Records contained in a dataset
-=-=-
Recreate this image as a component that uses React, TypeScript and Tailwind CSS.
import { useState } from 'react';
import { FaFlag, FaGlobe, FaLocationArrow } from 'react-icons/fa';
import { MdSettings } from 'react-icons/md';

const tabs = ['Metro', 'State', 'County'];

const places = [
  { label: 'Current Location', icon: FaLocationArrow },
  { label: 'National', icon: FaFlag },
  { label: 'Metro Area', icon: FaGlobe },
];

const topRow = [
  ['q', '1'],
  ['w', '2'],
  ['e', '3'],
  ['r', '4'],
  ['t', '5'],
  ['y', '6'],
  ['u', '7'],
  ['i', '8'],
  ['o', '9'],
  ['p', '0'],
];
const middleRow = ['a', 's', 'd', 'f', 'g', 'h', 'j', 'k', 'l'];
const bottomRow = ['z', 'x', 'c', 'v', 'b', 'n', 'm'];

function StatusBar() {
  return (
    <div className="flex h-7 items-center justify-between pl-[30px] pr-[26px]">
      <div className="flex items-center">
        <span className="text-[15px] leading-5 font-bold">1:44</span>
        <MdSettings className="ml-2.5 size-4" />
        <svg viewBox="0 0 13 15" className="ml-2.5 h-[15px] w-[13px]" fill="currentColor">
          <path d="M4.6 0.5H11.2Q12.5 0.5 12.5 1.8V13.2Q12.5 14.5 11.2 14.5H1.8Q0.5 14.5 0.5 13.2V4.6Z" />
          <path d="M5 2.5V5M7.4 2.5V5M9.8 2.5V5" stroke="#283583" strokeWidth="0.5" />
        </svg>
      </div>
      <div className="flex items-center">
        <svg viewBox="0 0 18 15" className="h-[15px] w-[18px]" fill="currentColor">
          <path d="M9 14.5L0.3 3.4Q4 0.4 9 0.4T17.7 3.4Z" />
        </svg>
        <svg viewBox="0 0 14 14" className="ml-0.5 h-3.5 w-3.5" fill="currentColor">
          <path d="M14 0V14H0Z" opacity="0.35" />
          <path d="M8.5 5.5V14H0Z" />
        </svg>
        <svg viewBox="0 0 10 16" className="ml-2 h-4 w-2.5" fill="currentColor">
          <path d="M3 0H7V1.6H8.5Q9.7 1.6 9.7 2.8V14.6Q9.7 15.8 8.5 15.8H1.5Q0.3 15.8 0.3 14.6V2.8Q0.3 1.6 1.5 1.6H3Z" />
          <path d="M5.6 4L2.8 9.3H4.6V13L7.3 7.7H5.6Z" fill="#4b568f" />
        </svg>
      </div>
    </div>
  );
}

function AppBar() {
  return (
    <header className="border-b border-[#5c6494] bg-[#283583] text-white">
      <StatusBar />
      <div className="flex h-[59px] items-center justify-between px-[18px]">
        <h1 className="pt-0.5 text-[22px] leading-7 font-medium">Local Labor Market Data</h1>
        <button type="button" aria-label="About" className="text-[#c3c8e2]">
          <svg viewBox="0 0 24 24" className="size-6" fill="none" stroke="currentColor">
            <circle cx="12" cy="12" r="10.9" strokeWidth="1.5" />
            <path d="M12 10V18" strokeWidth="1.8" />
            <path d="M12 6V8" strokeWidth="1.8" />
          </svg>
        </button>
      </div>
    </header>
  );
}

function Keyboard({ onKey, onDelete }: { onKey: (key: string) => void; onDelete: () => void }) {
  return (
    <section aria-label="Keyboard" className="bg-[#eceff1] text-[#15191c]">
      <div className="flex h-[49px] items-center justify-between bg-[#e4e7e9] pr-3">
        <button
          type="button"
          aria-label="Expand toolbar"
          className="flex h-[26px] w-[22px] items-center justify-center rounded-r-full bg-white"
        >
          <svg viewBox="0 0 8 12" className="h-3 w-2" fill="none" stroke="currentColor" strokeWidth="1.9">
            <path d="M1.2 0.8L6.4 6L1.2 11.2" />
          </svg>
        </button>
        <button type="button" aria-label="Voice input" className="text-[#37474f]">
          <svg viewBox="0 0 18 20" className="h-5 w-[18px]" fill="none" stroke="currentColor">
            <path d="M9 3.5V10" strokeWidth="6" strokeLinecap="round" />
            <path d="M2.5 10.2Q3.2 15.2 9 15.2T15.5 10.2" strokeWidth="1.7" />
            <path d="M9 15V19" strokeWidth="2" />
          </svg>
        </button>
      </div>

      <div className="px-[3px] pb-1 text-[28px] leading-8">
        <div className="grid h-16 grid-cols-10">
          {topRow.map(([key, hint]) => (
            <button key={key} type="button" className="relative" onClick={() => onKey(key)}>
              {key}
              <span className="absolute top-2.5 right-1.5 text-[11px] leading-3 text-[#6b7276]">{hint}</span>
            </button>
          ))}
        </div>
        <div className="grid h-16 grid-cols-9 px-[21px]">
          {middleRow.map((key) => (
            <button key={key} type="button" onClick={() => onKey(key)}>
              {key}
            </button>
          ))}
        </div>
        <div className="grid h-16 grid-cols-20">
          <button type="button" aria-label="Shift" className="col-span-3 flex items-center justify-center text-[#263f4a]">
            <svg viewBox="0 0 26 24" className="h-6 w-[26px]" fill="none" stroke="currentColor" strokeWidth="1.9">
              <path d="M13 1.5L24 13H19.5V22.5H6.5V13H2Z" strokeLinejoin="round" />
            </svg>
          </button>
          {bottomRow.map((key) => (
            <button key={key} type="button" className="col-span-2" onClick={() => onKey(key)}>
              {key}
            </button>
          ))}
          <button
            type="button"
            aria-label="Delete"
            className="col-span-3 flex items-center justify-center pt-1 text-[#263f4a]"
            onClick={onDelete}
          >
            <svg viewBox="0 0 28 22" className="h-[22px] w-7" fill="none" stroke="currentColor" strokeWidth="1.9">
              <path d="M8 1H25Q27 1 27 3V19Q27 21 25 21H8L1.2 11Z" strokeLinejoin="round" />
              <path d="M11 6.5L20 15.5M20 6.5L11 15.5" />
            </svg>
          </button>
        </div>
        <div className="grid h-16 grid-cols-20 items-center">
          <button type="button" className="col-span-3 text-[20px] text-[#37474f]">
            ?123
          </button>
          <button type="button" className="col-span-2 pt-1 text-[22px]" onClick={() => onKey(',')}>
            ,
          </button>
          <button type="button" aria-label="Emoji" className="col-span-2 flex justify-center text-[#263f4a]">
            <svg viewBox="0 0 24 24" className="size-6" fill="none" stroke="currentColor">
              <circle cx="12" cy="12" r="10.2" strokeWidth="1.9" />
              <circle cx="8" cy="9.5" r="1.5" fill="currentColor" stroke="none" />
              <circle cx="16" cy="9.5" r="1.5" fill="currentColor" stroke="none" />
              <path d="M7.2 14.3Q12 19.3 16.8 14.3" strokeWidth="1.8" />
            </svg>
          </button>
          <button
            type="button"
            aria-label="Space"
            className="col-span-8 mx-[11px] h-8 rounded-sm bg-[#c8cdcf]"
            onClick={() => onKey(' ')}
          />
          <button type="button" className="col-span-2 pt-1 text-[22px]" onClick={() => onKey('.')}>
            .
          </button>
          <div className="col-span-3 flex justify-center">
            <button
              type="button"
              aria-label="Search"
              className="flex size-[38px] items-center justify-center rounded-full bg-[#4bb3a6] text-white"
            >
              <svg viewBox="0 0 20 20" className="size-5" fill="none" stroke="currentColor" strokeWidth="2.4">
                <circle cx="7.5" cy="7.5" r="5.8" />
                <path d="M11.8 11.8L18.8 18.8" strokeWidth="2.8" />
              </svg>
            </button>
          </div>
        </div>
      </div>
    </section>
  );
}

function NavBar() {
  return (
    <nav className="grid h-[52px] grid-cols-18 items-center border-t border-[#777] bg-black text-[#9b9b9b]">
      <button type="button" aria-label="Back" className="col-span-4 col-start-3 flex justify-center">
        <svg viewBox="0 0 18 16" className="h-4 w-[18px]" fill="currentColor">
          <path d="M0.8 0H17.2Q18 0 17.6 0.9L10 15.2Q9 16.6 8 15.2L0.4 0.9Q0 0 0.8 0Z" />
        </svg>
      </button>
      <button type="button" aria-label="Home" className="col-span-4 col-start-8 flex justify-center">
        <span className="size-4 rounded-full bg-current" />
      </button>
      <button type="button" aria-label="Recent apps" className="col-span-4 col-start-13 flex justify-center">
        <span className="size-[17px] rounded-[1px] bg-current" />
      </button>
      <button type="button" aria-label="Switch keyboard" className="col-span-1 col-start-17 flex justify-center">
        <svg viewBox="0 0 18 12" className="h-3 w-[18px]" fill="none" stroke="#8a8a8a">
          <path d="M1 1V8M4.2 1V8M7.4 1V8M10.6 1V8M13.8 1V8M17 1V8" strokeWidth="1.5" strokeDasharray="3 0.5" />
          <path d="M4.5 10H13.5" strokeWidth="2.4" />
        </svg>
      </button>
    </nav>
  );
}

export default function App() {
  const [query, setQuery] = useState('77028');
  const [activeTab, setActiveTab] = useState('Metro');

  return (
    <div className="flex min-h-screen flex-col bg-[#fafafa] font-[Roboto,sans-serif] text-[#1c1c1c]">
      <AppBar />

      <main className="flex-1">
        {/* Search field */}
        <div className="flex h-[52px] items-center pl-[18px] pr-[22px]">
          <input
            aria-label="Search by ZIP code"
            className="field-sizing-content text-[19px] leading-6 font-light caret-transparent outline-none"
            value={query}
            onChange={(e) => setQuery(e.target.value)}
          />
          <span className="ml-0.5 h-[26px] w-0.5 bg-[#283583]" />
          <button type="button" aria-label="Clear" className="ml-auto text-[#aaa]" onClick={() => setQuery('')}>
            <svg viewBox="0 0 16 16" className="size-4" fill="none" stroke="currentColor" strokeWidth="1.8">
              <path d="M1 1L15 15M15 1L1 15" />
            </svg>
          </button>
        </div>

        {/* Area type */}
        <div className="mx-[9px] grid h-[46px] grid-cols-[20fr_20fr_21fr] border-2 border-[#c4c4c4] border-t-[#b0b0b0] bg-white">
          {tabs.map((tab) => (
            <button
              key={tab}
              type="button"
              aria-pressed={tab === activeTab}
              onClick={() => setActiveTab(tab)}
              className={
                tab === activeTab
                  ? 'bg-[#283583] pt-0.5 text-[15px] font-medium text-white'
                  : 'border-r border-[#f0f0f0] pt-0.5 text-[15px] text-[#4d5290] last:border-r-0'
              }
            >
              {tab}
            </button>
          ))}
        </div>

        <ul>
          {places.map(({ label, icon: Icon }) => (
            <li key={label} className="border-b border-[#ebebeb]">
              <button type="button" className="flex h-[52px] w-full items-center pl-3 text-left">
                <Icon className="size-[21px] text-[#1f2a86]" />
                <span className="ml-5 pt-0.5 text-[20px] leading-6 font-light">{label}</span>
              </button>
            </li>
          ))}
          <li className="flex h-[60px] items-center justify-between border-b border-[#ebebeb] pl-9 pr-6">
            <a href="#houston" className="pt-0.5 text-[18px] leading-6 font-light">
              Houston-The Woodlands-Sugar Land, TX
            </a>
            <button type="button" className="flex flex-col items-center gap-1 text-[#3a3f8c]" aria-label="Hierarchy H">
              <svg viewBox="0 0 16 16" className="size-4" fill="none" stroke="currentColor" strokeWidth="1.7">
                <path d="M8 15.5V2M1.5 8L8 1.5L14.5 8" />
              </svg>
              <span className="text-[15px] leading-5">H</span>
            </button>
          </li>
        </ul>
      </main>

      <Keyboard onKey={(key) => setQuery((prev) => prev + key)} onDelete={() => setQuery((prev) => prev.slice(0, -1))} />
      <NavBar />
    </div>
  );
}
-=-=-
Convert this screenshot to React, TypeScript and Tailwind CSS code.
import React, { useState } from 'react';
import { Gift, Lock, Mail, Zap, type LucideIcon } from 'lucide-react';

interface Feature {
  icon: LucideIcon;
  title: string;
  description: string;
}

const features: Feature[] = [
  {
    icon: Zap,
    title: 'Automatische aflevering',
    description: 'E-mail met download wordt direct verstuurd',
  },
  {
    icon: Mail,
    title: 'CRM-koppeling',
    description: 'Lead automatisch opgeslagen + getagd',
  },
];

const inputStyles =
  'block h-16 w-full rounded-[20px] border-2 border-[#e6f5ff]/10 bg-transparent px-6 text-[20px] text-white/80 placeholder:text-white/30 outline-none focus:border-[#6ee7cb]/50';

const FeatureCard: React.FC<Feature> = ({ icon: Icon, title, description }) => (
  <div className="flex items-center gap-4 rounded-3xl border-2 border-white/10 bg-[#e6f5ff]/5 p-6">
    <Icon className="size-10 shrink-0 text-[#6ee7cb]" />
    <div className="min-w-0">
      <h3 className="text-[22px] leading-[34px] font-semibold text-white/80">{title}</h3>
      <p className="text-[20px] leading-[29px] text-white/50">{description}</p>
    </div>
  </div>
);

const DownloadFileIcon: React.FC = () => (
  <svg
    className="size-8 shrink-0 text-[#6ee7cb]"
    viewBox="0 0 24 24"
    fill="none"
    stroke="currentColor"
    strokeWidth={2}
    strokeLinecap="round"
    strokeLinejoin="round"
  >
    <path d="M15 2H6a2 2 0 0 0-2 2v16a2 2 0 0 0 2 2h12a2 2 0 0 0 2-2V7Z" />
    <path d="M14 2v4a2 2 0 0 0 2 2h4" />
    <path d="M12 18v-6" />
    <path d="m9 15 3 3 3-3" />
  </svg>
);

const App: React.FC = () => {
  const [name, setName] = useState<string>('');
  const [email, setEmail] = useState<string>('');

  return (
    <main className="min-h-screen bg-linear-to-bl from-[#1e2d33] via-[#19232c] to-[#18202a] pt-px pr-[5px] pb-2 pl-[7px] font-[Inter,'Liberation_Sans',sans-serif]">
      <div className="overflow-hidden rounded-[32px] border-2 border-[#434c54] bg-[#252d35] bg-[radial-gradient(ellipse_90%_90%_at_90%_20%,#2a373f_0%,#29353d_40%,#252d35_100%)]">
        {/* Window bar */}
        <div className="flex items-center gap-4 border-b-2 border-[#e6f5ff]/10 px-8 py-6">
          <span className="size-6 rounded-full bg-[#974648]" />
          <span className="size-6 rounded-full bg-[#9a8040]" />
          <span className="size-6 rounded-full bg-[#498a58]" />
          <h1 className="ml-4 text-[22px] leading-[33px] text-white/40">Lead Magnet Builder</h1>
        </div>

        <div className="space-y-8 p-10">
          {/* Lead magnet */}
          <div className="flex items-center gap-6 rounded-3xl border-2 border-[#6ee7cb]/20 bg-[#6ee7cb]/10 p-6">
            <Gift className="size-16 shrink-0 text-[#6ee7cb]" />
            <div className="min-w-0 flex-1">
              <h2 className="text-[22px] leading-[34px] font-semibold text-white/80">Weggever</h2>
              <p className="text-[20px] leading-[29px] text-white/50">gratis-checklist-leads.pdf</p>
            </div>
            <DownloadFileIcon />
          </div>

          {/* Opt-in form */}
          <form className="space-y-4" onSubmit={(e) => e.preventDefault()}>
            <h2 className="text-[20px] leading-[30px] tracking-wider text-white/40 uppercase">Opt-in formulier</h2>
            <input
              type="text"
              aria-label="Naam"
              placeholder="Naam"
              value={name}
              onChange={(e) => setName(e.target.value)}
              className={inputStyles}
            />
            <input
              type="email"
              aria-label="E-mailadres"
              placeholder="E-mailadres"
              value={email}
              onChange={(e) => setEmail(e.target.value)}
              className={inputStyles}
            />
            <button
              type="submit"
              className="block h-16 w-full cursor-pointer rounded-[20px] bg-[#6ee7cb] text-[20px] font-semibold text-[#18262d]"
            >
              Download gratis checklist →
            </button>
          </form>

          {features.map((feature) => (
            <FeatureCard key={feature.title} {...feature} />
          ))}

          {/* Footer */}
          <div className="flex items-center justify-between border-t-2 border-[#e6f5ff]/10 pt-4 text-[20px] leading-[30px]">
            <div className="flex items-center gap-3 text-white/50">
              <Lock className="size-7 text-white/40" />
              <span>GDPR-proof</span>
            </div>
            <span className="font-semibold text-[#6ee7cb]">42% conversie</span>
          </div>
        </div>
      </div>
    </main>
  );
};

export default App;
-=-=-
Stated problem:
Start with the line that holds "Recreate this image" and finish with the line that holds "const bottomRow = ['z', 'x', 'c', 'v', 'b', 'n', 'm'];". Transcribe each line in between exactly, and those two as well.

Output:
Recreate this image as a component that uses React, TypeScript and Tailwind CSS.
import { useState } from 'react';
import { FaFlag, FaGlobe, FaLocationArrow } from 'react-icons/fa';
import { MdSettings } from 'react-icons/md';

const tabs = ['Metro', 'State', 'County'];

const places = [
  { label: 'Current Location', icon: FaLocationArrow },
  { label: 'National', icon: FaFlag },
  { label: 'Metro Area', icon: FaGlobe },
];

const topRow = [
  ['q', '1'],
  ['w', '2'],
  ['e', '3'],
  ['r', '4'],
  ['t', '5'],
  ['y', '6'],
  ['u', '7'],
  ['i', '8'],
  ['o', '9'],
  ['p', '0'],
];
const middleRow = ['a', 's', 'd', 'f', 'g', 'h', 'j', 'k', 'l'];
const bottomRow = ['z', 'x', 'c', 'v', 'b', 'n', 'm'];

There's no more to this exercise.